* _What is asked_: Word for word, extract the first line of the records below and each line after it, up to and including the line with "const tabs = ['NEWS', 'IMMIGRATION', 'CONTACTS'];". Pictures are left out.
_ _ _
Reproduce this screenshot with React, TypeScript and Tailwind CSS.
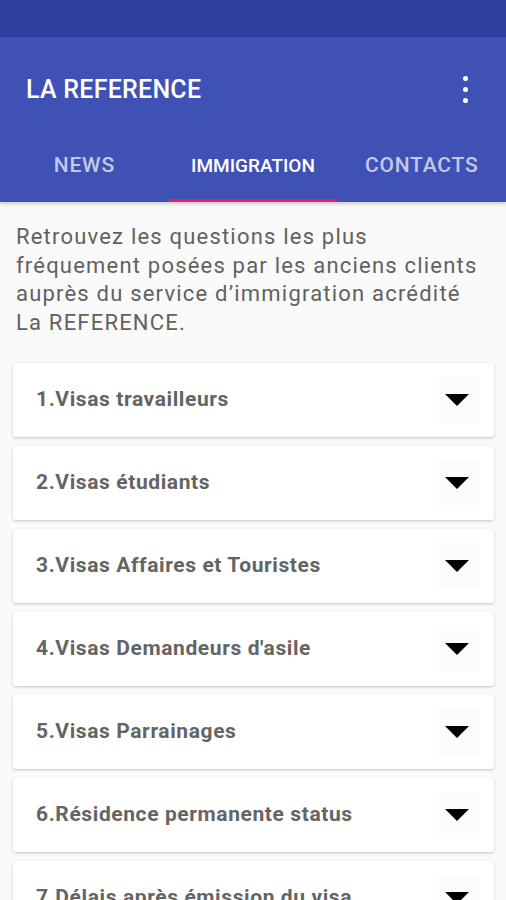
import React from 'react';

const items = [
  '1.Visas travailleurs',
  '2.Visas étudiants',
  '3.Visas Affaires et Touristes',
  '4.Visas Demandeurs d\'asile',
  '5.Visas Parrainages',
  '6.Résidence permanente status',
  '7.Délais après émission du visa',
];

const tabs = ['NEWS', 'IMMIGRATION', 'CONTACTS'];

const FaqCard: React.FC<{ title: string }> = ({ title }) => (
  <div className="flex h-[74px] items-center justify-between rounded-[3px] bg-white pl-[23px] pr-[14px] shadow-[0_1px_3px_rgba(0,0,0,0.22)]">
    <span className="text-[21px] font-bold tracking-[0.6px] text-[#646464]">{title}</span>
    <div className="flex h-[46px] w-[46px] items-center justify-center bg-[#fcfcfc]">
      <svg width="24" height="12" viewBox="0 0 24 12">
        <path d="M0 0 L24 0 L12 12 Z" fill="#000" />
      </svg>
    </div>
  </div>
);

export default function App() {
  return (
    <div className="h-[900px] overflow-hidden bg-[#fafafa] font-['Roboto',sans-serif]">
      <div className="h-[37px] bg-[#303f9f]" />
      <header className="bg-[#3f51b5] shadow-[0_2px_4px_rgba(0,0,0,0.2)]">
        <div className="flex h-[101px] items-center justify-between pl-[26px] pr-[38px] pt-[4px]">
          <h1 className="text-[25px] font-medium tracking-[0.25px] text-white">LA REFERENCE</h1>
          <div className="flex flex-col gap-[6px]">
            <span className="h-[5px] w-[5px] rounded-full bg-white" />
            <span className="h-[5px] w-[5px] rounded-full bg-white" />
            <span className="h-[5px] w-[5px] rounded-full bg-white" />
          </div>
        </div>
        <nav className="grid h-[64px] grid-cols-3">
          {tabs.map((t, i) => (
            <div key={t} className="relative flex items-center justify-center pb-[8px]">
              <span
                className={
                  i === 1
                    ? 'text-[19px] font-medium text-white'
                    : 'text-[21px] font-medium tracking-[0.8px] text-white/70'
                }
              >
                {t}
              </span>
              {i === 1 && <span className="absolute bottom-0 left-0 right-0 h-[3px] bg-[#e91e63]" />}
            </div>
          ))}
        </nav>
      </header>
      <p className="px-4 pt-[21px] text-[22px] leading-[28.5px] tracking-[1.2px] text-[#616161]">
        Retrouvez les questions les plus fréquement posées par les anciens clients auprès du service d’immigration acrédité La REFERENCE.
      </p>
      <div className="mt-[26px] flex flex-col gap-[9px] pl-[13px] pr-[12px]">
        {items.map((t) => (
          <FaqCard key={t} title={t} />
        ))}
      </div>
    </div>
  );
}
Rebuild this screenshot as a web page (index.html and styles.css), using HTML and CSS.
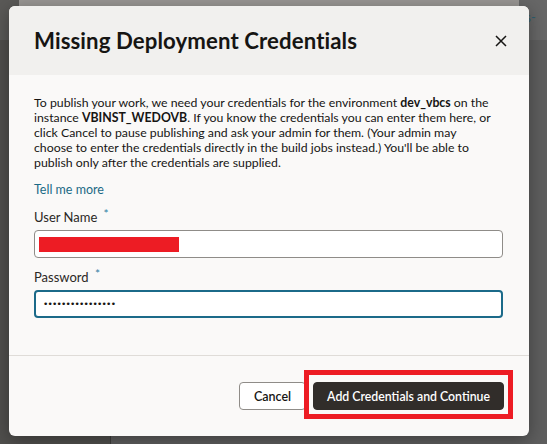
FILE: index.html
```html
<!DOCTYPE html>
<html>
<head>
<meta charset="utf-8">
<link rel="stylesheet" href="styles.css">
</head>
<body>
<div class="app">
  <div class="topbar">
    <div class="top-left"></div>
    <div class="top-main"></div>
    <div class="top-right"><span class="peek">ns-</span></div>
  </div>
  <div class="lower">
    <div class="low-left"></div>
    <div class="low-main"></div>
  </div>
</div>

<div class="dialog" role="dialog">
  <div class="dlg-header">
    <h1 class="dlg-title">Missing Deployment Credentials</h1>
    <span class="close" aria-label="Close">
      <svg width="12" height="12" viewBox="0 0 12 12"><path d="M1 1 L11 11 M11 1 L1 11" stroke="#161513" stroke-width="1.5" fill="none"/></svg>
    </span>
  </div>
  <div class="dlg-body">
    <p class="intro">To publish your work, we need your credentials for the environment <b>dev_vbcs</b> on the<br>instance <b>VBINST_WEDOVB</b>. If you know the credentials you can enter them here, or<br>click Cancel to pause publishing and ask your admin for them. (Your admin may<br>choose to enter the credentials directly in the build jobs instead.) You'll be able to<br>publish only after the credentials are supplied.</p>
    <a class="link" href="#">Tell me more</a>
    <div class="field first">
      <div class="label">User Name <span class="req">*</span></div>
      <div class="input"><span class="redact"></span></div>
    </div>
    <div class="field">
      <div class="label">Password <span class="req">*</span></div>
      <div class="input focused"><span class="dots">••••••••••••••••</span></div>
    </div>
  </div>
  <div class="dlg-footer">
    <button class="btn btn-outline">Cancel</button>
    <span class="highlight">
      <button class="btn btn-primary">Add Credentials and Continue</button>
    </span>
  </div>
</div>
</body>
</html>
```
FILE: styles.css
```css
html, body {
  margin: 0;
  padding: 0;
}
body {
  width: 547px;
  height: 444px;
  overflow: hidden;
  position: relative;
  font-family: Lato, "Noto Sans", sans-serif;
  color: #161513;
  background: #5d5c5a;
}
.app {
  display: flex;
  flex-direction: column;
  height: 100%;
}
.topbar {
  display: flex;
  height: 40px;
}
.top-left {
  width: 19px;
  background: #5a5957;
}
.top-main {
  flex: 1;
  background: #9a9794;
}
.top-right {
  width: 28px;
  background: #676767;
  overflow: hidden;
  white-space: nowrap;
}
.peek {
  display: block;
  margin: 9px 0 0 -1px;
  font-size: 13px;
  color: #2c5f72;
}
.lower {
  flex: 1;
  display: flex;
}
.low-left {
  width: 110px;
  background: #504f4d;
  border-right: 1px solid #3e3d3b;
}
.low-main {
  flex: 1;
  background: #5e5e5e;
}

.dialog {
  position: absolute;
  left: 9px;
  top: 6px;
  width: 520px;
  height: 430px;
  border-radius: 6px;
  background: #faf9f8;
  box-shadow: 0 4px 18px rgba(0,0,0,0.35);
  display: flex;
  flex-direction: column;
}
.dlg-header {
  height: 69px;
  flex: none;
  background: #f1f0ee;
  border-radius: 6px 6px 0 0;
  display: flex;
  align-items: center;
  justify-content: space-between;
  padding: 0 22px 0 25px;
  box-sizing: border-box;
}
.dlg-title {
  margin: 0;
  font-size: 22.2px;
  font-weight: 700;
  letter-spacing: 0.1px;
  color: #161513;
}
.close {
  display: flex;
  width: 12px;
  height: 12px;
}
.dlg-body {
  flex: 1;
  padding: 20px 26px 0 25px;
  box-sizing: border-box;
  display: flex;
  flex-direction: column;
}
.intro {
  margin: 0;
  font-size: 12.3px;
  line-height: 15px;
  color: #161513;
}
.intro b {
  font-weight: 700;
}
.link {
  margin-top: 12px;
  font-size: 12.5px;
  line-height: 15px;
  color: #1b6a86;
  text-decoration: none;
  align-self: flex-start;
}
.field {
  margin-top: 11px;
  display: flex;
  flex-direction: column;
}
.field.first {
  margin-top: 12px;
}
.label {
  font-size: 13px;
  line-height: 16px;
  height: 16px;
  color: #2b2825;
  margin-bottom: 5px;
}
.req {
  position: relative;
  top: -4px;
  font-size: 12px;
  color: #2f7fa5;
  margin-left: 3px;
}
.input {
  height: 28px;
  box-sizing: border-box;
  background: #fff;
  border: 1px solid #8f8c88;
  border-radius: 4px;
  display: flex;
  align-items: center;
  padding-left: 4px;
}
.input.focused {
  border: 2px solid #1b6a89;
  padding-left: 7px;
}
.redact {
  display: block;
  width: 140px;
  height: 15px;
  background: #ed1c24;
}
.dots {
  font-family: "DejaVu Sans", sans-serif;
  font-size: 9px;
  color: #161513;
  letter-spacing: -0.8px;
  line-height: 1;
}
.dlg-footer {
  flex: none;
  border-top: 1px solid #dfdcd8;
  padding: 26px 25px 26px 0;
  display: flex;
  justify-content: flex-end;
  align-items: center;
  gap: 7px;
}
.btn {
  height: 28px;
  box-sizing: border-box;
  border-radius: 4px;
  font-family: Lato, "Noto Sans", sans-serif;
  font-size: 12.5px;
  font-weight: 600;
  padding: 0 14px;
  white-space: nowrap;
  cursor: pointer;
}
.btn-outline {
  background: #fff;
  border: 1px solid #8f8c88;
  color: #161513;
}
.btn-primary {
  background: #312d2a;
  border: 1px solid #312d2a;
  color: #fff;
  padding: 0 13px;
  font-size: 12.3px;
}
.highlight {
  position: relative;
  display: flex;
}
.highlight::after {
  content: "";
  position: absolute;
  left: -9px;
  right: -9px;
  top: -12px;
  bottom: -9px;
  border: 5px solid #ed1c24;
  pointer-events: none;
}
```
_ _ _
* _Response_:
Reproduce this screenshot with React, TypeScript and Tailwind CSS.
import React from 'react';

const items = [
  '1.Visas travailleurs',
  '2.Visas étudiants',
  '3.Visas Affaires et Touristes',
  '4.Visas Demandeurs d\'asile',
  '5.Visas Parrainages',
  '6.Résidence permanente status',
  '7.Délais après émission du visa',
];

const tabs = ['NEWS', 'IMMIGRATION', 'CONTACTS'];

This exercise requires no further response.